9. The plasma display panel according to claim 6, wherein an amount of the compound represented by the composition formula Cs(1−x)M1xAl02 or the compound represented by the composition formula Cs(1−x)M2xAl(1+x)O(2+2x) in the phosphors is 0.1% or more and 10% or less.

10. The plasma display panel according to claim 5, wherein the compound represented by the composition formula Cs(1−x)M1xAl02 (where M1 is the I group element, 0≦x<1) or the compound represented by the composition formula Cs(1−x)M2xAl(1+x)O(2+2x) (where M2 is the II group element, 0≦x<1) is prepared as a form of powder with an average particle diameter of 0.1 μm or more and 50 μm or less.

11. A plasma display panel comprising:

a front panel in which X electrodes and Y electrodes are formed opposite to each other, a first dielectric layer is formed covering the X and Y electrodes, and a protective layer is formed covering the first dielectric layer;

a rear panel in which address electrodes are formed in a direction perpendicular to the X and Y electrodes, a second dielectric layer is formed covering the address electrodes, barrier ribs are formed on the second dielectric layer so that each of the address electrodes is disposed between the barrier ribs, and phosphors are formed in areas formed by the barrier ribs and the second dielectric layer; and

discharge spaces formed by the protective layer, the phosphors, and the barrier ribs by combing the front panel with the rear panel,

wherein a surface of the barrier rib is formed by a compound represented by the composition formula Cs(1−x)M1xAl02 (where M1 is the I group element, 0≦x<1) or by a compound represented by the composition formula Cs(1−x)M2xAl(1+x)O(2+2x) (where M2 is the II group element, 0≦x<1).

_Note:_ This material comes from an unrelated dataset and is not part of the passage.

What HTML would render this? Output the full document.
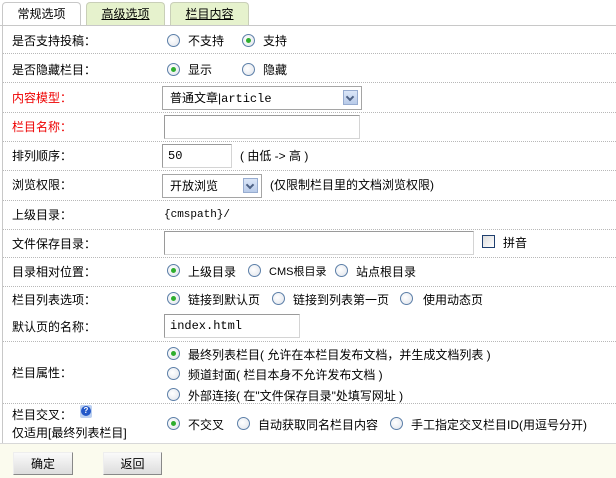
<!DOCTYPE html>
<html><head><meta charset="utf-8"><style>
body{margin:0;width:616px;height:477px;background:#fff;font-family:"Liberation Sans","Noto Sans CJK SC",sans-serif;font-size:12px;color:#000;position:relative;overflow:hidden}
.a{position:absolute;white-space:nowrap;line-height:14px}
.tab{position:absolute;top:2px;height:23px;border:1px solid #c9cfb8;border-bottom:none;border-radius:4px 4px 0 0;background:#e6f2cd;text-align:center;line-height:22px;font-size:12px}
.tab u{text-decoration:underline}
.hl{position:absolute;left:3px;right:0;border-top:1px dotted #b8b8b8;height:0}
.r{position:absolute;width:11px;height:11px;border:1px solid #5c7fa8;border-radius:50%;background:radial-gradient(circle at 40% 40%,#fff,#dfe3ea)}
.r.on::after{content:"";position:absolute;left:3px;top:3px;width:5px;height:5px;border-radius:50%;background:#2fae2f}
.in{position:absolute;border:1px solid #9a9a9a;border-right-color:#d4d4d4;border-bottom-color:#d4d4d4;background:#fff;height:22px;box-sizing:border-box;font-family:"Liberation Mono","Noto Sans CJK SC",monospace;font-size:12px;line-height:20px;padding-left:5px}
.sel{position:absolute;border:1px solid #a5a5a5;height:24px;box-sizing:border-box;background:#fff;line-height:22px;padding-left:7px}
.sel i{position:absolute;right:3px;top:3px;width:15px;height:15px;background:linear-gradient(#dbe6f8,#b8cbe9);border:1px solid #97acd0;box-sizing:border-box}
.sel i::after{content:"";position:absolute;left:3px;top:3px;width:4px;height:4px;border-right:2px solid #4d6185;border-bottom:2px solid #4d6185;transform:rotate(45deg)}
.btn{position:absolute;top:452px;height:23px;border:1px solid #888;border-top-color:#eee;border-left-color:#eee;background:linear-gradient(#fafafa,#ddd);text-align:center;line-height:22px;box-sizing:border-box}
.red{color:#e00}
</style></head><body>
<div class="tab" style="left:2px;width:77px;background:#fff;border-color:#c8c8c8">常规选项</div>
<div class="tab" style="left:86px;width:77px"><u>高级选项</u></div>
<div class="tab" style="left:170px;width:77px"><u>栏目内容</u></div>
<div style="position:absolute;left:0;right:0;top:25px;border-top:1px solid #c8c8c8"></div>
<div style="position:absolute;left:2px;top:25px;height:418px;border-left:1px solid #c8c8c8"></div>

<div class="hl" style="top:53px"></div><div class="hl" style="top:82px"></div><div class="hl" style="top:112px"></div><div class="hl" style="top:141px"></div><div class="hl" style="top:170px"></div><div class="hl" style="top:200px"></div><div class="hl" style="top:229px"></div><div class="hl" style="top:257px"></div><div class="hl" style="top:286px"></div><div class="hl" style="top:341px"></div><div class="hl" style="top:403px"></div>
<div style="position:absolute;left:0;right:0;top:443px;height:34px;background:#fbfbee;border-top:1px solid #d8d8d8"></div>

<div class="a" style="left:12px;top:34px">是否支持投稿：</div>
<div class="r" style="left:167px;top:34px"></div><div class="a" style="left:188px;top:34px">不支持</div>
<div class="r on" style="left:242px;top:34px"></div><div class="a" style="left:263px;top:34px">支持</div>

<div class="a" style="left:12px;top:63px">是否隐藏栏目：</div>
<div class="r on" style="left:167px;top:63px"></div><div class="a" style="left:188px;top:63px">显示</div>
<div class="r" style="left:242px;top:63px"></div><div class="a" style="left:263px;top:63px">隐藏</div>

<div class="a red" style="left:12px;top:91px">内容模型：</div>
<div class="sel" style="left:162px;top:86px;width:200px">普通文章|<span style="font-family:'Liberation Mono',monospace">article</span><i></i></div>

<div class="a red" style="left:12px;top:120px">栏目名称：</div>
<div class="in" style="left:164px;top:115px;width:196px;height:24px"></div>

<div class="a" style="left:12px;top:149px">排列顺序：</div>
<div class="in" style="left:162px;top:144px;width:70px;height:24px;line-height:22px">50</div>
<div class="a" style="left:240px;top:149px">( 由低 -&gt; 高 )</div>

<div class="a" style="left:12px;top:178px">浏览权限：</div>
<div class="sel" style="left:162px;top:174px;width:100px">开放浏览<i></i></div>
<div class="a" style="left:270px;top:178px">(仅限制栏目里的文档浏览权限)</div>

<div class="a" style="left:12px;top:208px">上级目录：</div>
<div class="a" style="left:164px;top:208px;font-family:'Liberation Mono',monospace;font-size:11px">{cmspath}/</div>

<div class="a" style="left:12px;top:237px">文件保存目录：</div>
<div class="in" style="left:164px;top:231px;width:310px;height:24px"></div>
<div style="position:absolute;left:482px;top:235px;width:11px;height:11px;border:1px solid #1f3f6f;background:linear-gradient(135deg,#ddd,#fff)"></div>
<div class="a" style="left:503px;top:236px">拼音</div>

<div class="a" style="left:12px;top:265px">目录相对位置：</div>
<div class="r on" style="left:167px;top:264px"></div><div class="a" style="left:188px;top:265px">上级目录</div>
<div class="r" style="left:248px;top:264px"></div><div class="a" style="left:269px;top:265px;font-size:11px">CMS根目录</div>
<div class="r" style="left:335px;top:264px"></div><div class="a" style="left:356px;top:265px">站点根目录</div>

<div class="a" style="left:12px;top:293px">栏目列表选项：</div>
<div class="r on" style="left:167px;top:292px"></div><div class="a" style="left:188px;top:293px">链接到默认页</div>
<div class="r" style="left:272px;top:292px"></div><div class="a" style="left:293px;top:293px">链接到列表第一页</div>
<div class="r" style="left:400px;top:292px"></div><div class="a" style="left:423px;top:293px">使用动态页</div>

<div class="a" style="left:12px;top:320px">默认页的名称：</div>
<div class="in" style="left:164px;top:314px;width:136px;height:24px;line-height:22px">index.html</div>

<div class="r on" style="left:167px;top:347px"></div><div class="a" style="left:188px;top:348px">最终列表栏目( 允许在本栏目发布文档，并生成文档列表 )</div>
<div class="a" style="left:12px;top:366px">栏目属性：</div>
<div class="r" style="left:167px;top:367px"></div><div class="a" style="left:188px;top:368px">频道封面( 栏目本身不允许发布文档 )</div>
<div class="r" style="left:167px;top:388px"></div><div class="a" style="left:188px;top:389px">外部连接( 在"文件保存目录"处填写网址 )</div>

<div class="a" style="left:12px;top:408px">栏目交叉：</div>
<div style="position:absolute;left:80px;top:405px;width:12px;height:13px;border-radius:2px;background:#bcd0f0"><div style="position:absolute;left:1px;top:1px;width:10px;height:10px;border-radius:50%;background:#2358c8;color:#fff;font-size:8px;line-height:10px;text-align:center;font-weight:bold">?</div></div>
<div class="a" style="left:12px;top:426px">仅适用[最终列表栏目]</div>
<div class="r on" style="left:167px;top:417px"></div><div class="a" style="left:188px;top:418px">不交叉</div>
<div class="r" style="left:237px;top:417px"></div><div class="a" style="left:258px;top:418px">自动获取同名栏目内容</div>
<div class="r" style="left:390px;top:417px"></div><div class="a" style="left:411px;top:418px">手工指定交叉栏目ID(用逗号分开)</div>

<div class="btn" style="left:13px;width:60px">确定</div>
<div class="btn" style="left:103px;width:59px">返回</div>
</body></html>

12. The plasma display panel according to claim 11, wherein the weight of the compound represented by the composition formula Cs(1−x)M1xAl02 (where M1 is the I group element, 0≦x<1) or the compound represented by the composition formula Cs(1−x)M2xAl(1+x)O(2+2x) (where M2 is the II group element, 0≦x<1), which constitutes the surface of the barrier rib, is 0.1 mg or more and 1000 mg or less per 100 cm2 of the panel area.